A mobilização de Azevedo ganhou força após um vídeo publicado no TikTok, em que ele compartilhou seu esgotamento após 12 anos de trabalho intenso como balconista em uma farmácia. Com o celular desligado durante o expediente, Azevedo só percebeu a repercussão do vídeo quando ligou o aparelho e viu uma enxurrada de mensagens.
Foi então que ele criou um grupo no WhatsApp para organizar ações com os apoiadores.
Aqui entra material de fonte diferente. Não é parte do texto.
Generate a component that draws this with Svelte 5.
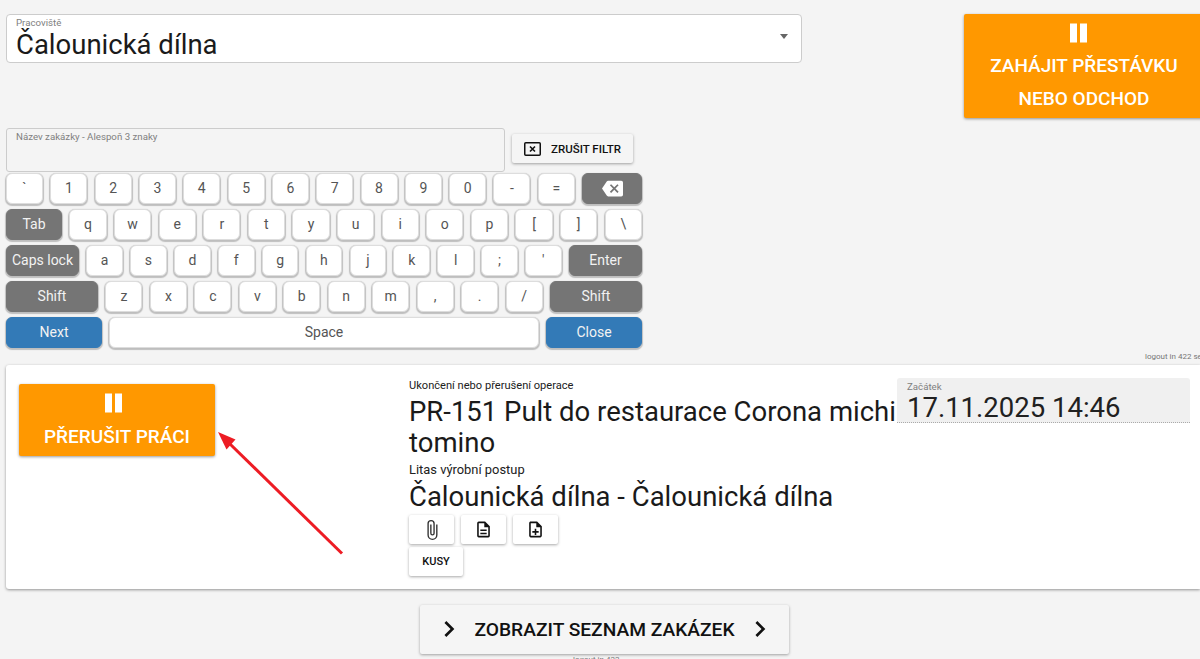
<script>
	const digits = ['`', '1', '2', '3', '4', '5', '6', '7', '8', '9', '0', '-', '='];
	const row2 = ['q', 'w', 'e', 'r', 't', 'y', 'u', 'i', 'o', 'p', '[', ']', '\\'];
	const row3 = ['a', 's', 'd', 'f', 'g', 'h', 'j', 'k', 'l', ';', "'"];
	const row4 = ['z', 'x', 'c', 'v', 'b', 'n', 'm', ',', '.', '/'];
</script>

{#snippet pause()}
	<svg class="pause" viewBox="0 0 17 20" width="17" height="20" aria-hidden="true">
		<rect x="0" y="0.5" width="7" height="19" fill="#fff" />
		<rect x="10" y="0.5" width="7" height="19" fill="#fff" />
	</svg>
{/snippet}

{#snippet chevron()}
	<svg viewBox="0 0 24 24" width="32" height="32" aria-hidden="true">
		<path d="M8.59 16.59L13.17 12 8.59 7.41 10 6l6 6-6 6-1.41-1.41z" fill="#111" />
	</svg>
{/snippet}

<div class="page">
	<div class="top">
		<div class="select">
			<span class="label">Pracoviště</span>
			<span class="select-value">Čalounická dílna</span>
			<span class="caret"></span>
		</div>
		<button class="orange break-btn">
			{@render pause()}
			<span>ZAHÁJIT PŘESTÁVKU</span>
			<span>NEBO ODCHOD</span>
		</button>
	</div>

	<div class="filter">
		<div class="filter-input"><span class="label">Název zakázky - Alespoň 3 znaky</span></div>
		<button class="flat clear-btn">
			<svg viewBox="0 0 17 14" width="17" height="14" aria-hidden="true">
				<rect x="0.75" y="0.75" width="15.5" height="12.5" rx="1" fill="none" stroke="#111" stroke-width="1.5" />
				<path d="M6 4.5l5 5M11 4.5l-5 5" stroke="#111" stroke-width="1.6" fill="none" />
			</svg>
			ZRUŠIT FILTR
		</button>
	</div>

	<div class="keyboard">
		<div class="row">
			{#each digits as k}<div class="key">{k}</div>{/each}
			<div class="key dark backspace">
				<svg viewBox="0 0 24 24" width="21" height="21" aria-hidden="true">
					<path fill="#fff" d="M22,3H7C6.31,3 5.77,3.35 5.41,3.88L0,12L5.41,20.11C5.77,20.64 6.31,21 7,21H22A2,2 0 0,0 24,19V5A2,2 0 0,0 22,3M19,15.59L17.59,17L14,13.41L10.41,17L9,15.59L12.59,12L9,8.41L10.41,7L14,10.59L17.59,7L19,8.41L15.41,12L19,15.59Z" />
				</svg>
			</div>
		</div>
		<div class="row">
			<div class="key dark tab">Tab</div>
			{#each row2 as k}<div class="key">{k}</div>{/each}
		</div>
		<div class="row">
			<div class="key dark caps">Caps lock</div>
			{#each row3 as k}<div class="key">{k}</div>{/each}
			<div class="key dark caps">Enter</div>
		</div>
		<div class="row">
			<div class="key dark shift">Shift</div>
			{#each row4 as k}<div class="key">{k}</div>{/each}
			<div class="key dark shift">Shift</div>
		</div>
		<div class="row">
			<div class="key blue wide">Next</div>
			<div class="key">Space</div>
			<div class="key blue wide">Close</div>
		</div>
	</div>

	<div class="logout">logout in 422 sec</div>

	<div class="card">
		<div class="card-left">
			<button class="orange stop-btn">
				{@render pause()}
				<span>PŘERUŠIT PRÁCI</span>
			</button>
		</div>
		<div class="card-mid">
			<div class="caption">Ukončení nebo přerušení operace</div>
			<div class="big first">PR-151 Pult do restaurace Corona michi tomino</div>
			<div class="caption second">Litas výrobní postup</div>
			<div class="big last">Čalounická dílna - Čalounická dílna</div>
			<div class="tools">
				<button class="flat tool">
					<svg viewBox="0 0 24 24" width="22" height="22" aria-hidden="true"><path fill="#333" d="M16.5,6V17.5A4,4 0 0,1 12.5,21.5A4,4 0 0,1 8.5,17.5V5A2.5,2.5 0 0,1 11,2.5A2.5,2.5 0 0,1 13.5,5V15.5A1,1 0 0,1 12.5,16.5A1,1 0 0,1 11.5,15.5V6H10V15.5A2.5,2.5 0 0,0 12.5,18A2.5,2.5 0 0,0 15,15.5V5A4,4 0 0,0 11,1A4,4 0 0,0 7,5V17.5A5.5,5.5 0 0,0 12.5,23A5.5,5.5 0 0,0 18,17.5V6H16.5Z" /></svg>
				</button>
				<button class="flat tool">
					<svg viewBox="0 0 24 24" width="19" height="19" aria-hidden="true"><path fill="#111" d="M6,2A2,2 0 0,0 4,4V20A2,2 0 0,0 6,22H18A2,2 0 0,0 20,20V8L14,2H6M6,4H13V9H18V20H6V4M8,12V14H16V12H8M8,16V18H16V16H8Z" /></svg>
				</button>
				<button class="flat tool">
					<svg viewBox="0 0 24 24" width="19" height="19" aria-hidden="true"><path fill="#111" d="M14 2H6C4.9 2 4 2.9 4 4V20C4 21.1 4.9 22 6 22H18C19.1 22 20 21.1 20 20V8L14 2M18 20H6V4H13V9H18V20M11 11V14H8V16H11V19H13V16H16V14H13V11H11Z" /></svg>
				</button>
			</div>
			<button class="flat pieces">KUSY</button>
		</div>
		<div class="start">
			<span class="label">Začátek</span>
			<span class="start-value">17.11.2025 14:46</span>
		</div>
		<svg class="arrow" viewBox="0 0 140 140" width="140" height="140" aria-hidden="true">
			<path d="M124 121.5L12 12" stroke="#ed1c24" stroke-width="3" fill="none" />
			<path d="M0 0L17.5 7.5L8.5 17.5Z" fill="#ed1c24" />
		</svg>
	</div>

	<div class="bottom">
		<button class="flat list-btn">
			{@render chevron()}
			<span>ZOBRAZIT SEZNAM ZAKÁZEK</span>
			{@render chevron()}
		</button>
	</div>
	<div class="logout-bottom">logout in 422</div>
</div>

<style>
	:global(body) {
		margin: 0;
		background: #f4f4f4;
	}

	.page {
		height: 659px;
		overflow: hidden;
		padding: 14px 0 0 6px;
		box-sizing: border-box;
		font-family: Roboto, sans-serif;
		color: #212121;
	}

	button {
		font-family: inherit;
		border: none;
		cursor: pointer;
		padding: 0;
	}

	.top {
		display: flex;
		justify-content: space-between;
		align-items: flex-start;
	}

	.label {
		font-size: 9.7px;
		line-height: 12px;
		color: #808080;
	}

	.select {
		position: relative;
		width: 795.5px;
		height: 48.5px;
		box-sizing: border-box;
		padding: 2px 9px 0;
		background: #fff;
		border: 1px solid #ccc;
		border-radius: 4px;
		display: flex;
		flex-direction: column;
	}

	.select-value {
		font-size: 27.5px;
		line-height: 31px;
		color: #1a1a1a;
	}

	.caret {
		position: absolute;
		right: 13px;
		top: 19px;
		border-left: 4.5px solid transparent;
		border-right: 4.5px solid transparent;
		border-top: 5px solid #666;
	}

	.orange {
		background: #ff9800;
		color: #fff;
		font-weight: 500;
		font-size: 19px;
		border-radius: 2px;
		box-shadow: 0 1px 3px rgba(0, 0, 0, 0.4);
		display: flex;
		flex-direction: column;
		align-items: center;
	}

	.pause {
		display: block;
		margin-right: 8px;
	}

	.break-btn {
		width: 240px;
		height: 104px;
		margin-right: -4px;
		padding-top: 9px;
		flex-shrink: 0;
	}

	.break-btn .pause {
		margin-right: 12px;
	}

	.break-btn span {
		line-height: 33px;
	}

	.break-btn .pause + span {
		margin-top: 6px;
	}

	.flat {
		background: #f5f5f5;
		color: #111;
		border-radius: 2px;
		box-shadow: 0 1px 3px rgba(0, 0, 0, 0.35);
		font-weight: 500;
	}

	.filter {
		display: flex;
		align-items: flex-start;
		gap: 7px;
		margin-top: 10px;
	}

	.filter-input {
		width: 499px;
		height: 44px;
		box-sizing: border-box;
		padding: 2px 9px;
		border: 1px solid #ccc;
		border-radius: 3px;
		display: flex;
	}

	.clear-btn {
		width: 121px;
		height: 29px;
		margin-top: 6px;
		display: flex;
		align-items: center;
		justify-content: center;
		gap: 10px;
		font-size: 11.5px;
	}

	.keyboard {
		width: 636px;
		margin-top: 1px;
		display: flex;
		flex-direction: column;
		gap: 5.5px;
	}

	.row {
		display: flex;
		gap: 7.3px;
		height: 30.5px;
	}

	.key {
		flex: 1 1 0;
		min-width: 0;
		box-sizing: border-box;
		background: #fff;
		border: 1px solid #ddd;
		border-radius: 6px;
		box-shadow: 0 1px 1px 1px rgba(0, 0, 0, 0.22);
		display: flex;
		align-items: center;
		justify-content: center;
		font-size: 14px;
		color: #555;
	}

	.dark {
		background: #757575;
		border-color: #757575;
		color: #f2f2f2;
	}

	.blue {
		background: #337ab7;
		border-color: #337ab7;
		color: #f2f2f2;
	}

	.backspace {
		flex: 0 0 60px;
	}

	.tab {
		flex: 0 0 56px;
	}

	.caps {
		flex: 0 0 73px;
	}

	.shift {
		flex: 0 0 92px;
	}

	.wide {
		flex: 0 0 96px;
	}

	.logout {
		font-size: 8px;
		line-height: 10px;
		color: #777;
		white-space: nowrap;
		margin: 4px 0 3px 1139px;
	}

	.card {
		position: relative;
		height: 224px;
		background: #fff;
		border-radius: 3px 0 0 3px;
		box-shadow: 0 1px 3px rgba(0, 0, 0, 0.4);
		display: flex;
	}

	.card-left {
		width: 403px;
		flex-shrink: 0;
		padding: 19px 0 0 13px;
		box-sizing: border-box;
	}

	.stop-btn {
		width: 196px;
		height: 72px;
		padding-top: 9px;
	}

	.stop-btn span {
		margin-top: 12px;
		line-height: 24px;
	}

	.card-mid {
		width: 488px;
		flex-shrink: 0;
		padding-top: 14px;
	}

	.caption {
		font-size: 11.1px;
		line-height: 14px;
		color: #212121;
	}

	.second {
		font-size: 12.9px;
		margin-top: 4px;
	}

	.big {
		font-size: 27.5px;
		line-height: 31.5px;
		color: #1a1a1a;
	}

	.first {
		margin-top: 3px;
	}

	.last {
		margin-top: 4px;
	}

	.tools {
		display: flex;
		gap: 7px;
		margin-top: 3px;
	}

	.tool {
		width: 45px;
		height: 29px;
		display: flex;
		align-items: center;
		justify-content: center;
		background: #fff;
	}

	.pieces {
		display: block;
		margin-top: 3px;
		width: 54px;
		height: 29px;
		background: #fff;
		font-size: 11px;
	}

	.start {
		width: 293px;
		height: 45px;
		margin-top: 13px;
		box-sizing: border-box;
		background: #f0f0f0;
		border-bottom: 1px dotted #aaa;
		border-radius: 3px 3px 0 0;
		padding: 3px 10px 0;
		display: flex;
		flex-direction: column;
	}

	.start-value {
		font-size: 27.5px;
		line-height: 30px;
		color: #212121;
	}

	.arrow {
		position: absolute;
		left: 212px;
		top: 67px;
	}

	.bottom {
		display: flex;
		margin: 16px 0 0 414px;
	}

	.list-btn {
		width: 369px;
		height: 49px;
		display: flex;
		align-items: center;
		justify-content: center;
		gap: 9px;
		font-size: 19.2px;
	}

	.logout-bottom {
		margin: 1px 0 0 567px;
		font-size: 8px;
		line-height: 10px;
		color: #777;
	}
</style>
Em menos de uma semana, o grupo, que inicialmente recebia até duas mil pessoas, ficou lotado.
Rick procurou especialistas para planejar os próximos passos e teve a ideia de criar um abaixo-assinado, que, ao ser divulgado nas redes sociais, arrecadou 50 mil assinaturas apenas na primeira semana.
No início deste ano, a deputada Erika Hilton apoiou a proposta e a levou ao Congresso, apresentando no Dia do Trabalhador (1º de maio) uma PEC sugerindo a redução da carga horária de trabalho:
“Muitas pessoas duvidaram da força dessa causa. Vejo essa repercussão como uma mensagem para políticos e empresários. Eu defino este momento como o poder da classe trabalhadora”, afirma o vereador eleito, destacando que a mobilização nas redes sociais foi fundamental para dar mais força à proposta legislativa.”Desde o momento em que a PEC foi protocolada, todas as assinaturas dos deputados que conseguimos foram frutos da mobilização que ultrapassou as barreiras” finaliza.
Nesta terça-feira (12), o movimento Vida Além do Trabalho (VAT) confirmou que fará uma mobilização nacional pelo fim da escala 6×1 em 15 de novembro, Dia da Proclamação da República. No Rio de Janeiro, cidade do fundador do VAT, Rick Azevedo, a concentração será em frente a Câmara Municipal na Cinelândia, às 10h. Outras cidades em São Paulo, no Distrito Federal, no Ceará, no Espírito Santo e no Rio Grande do Sul convocam a população a ir às ruas.